The military experience “it’s not really something you can talk about with a person in the civilian world and have them relate, “ Minor said. “Writing it out, even if you are not necessarily writing about your own experience, gives you an opportunity to put down your true, honest feelings on paper.”

That in itself can be life-changing, said Minor, “because after getting out of the military you get in the habit of keeping everything inside because you start to feel that no one would understand anything you’d say anyway.”

But writing it out doesn’t come easy.

Andrew Cuthbert is a Marine who saw combat in Iraq (2005-2006), and also served two posts in Africa and in Beijing, China and then served another year in the reserves.

Cuthbert started writing when he was in the eighth grade. He writes “all kind of things, but I really focus on poetry,” he said. But, while deployed, he didn’t write because he “would try and get too angry, and I didn’t want to get in contact with my emotions like that.”

“It took me awhile to get going again because when you go to war you can’t be too emotional. If one of your friends gets hurt or killed, you can’t cry about it. You can’t react. So you get into the habit of suppressing your emotions. You learn to not do anything with them — until I found out how bad it was affecting me. I call it ‘poison in a jar’ except that the jar is not made out of glass … and the poison is always seeping through. That’s how I felt until I finally said ‘I need to get this out of me,’ and I started writing again.”

For Hipólito Arriaga, a Marine who served from 2003-07 and was twice deployed to Iraq,  the writing lab has been “a journey of self-discovery.”

Arriaga speaks of “being really into writing” as a young man and then “kind of losing contact” with it as he got older — only to get it back after completing his service, on a veterans’ white water raft outing in Utah, where he was encouraged to keep a journal.

 “It’s been hard to express some of my experiences [as a Marine] openly,” he said. “It’s a very difficult conversation —  just to start . Taking part of this creative process has allowed me to let these things come out freely in a way I haven’t been able to do before. It’s been very cathartic, very therapeutic.”

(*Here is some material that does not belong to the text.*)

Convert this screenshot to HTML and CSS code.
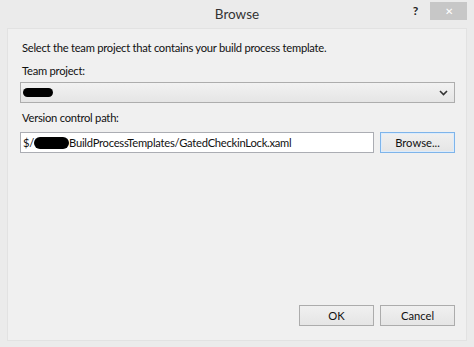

A key element in this process, and a common theme mentioned by all of them, is having fellow veterans in the group who not only can relate to their experiences but also understand the emotional and psychological cost of them. In the dynamic of the group, Castellanos has not only played the role of guide and director but, as the one non-veteran in the group, he has also served as a stand-in for those in the audience who have not had combat or service experience.

“It helps to be with people who have shared experiences,” said Arriaga. “You don’t have to explain to them the nuances. They know. And that definitely alleviates some of the confusion. But also working with Teo, who doesn’t have any military experience, while it was a challenge, it also showed me that it was something that needs to be done.

“The majority of people don’t have military experience. We need to communicate with them. We have to learn how to bridge that gap. Hopefully, this is a way I can learn to do that.”

Fernando González is a Miami-based arts and culture writer.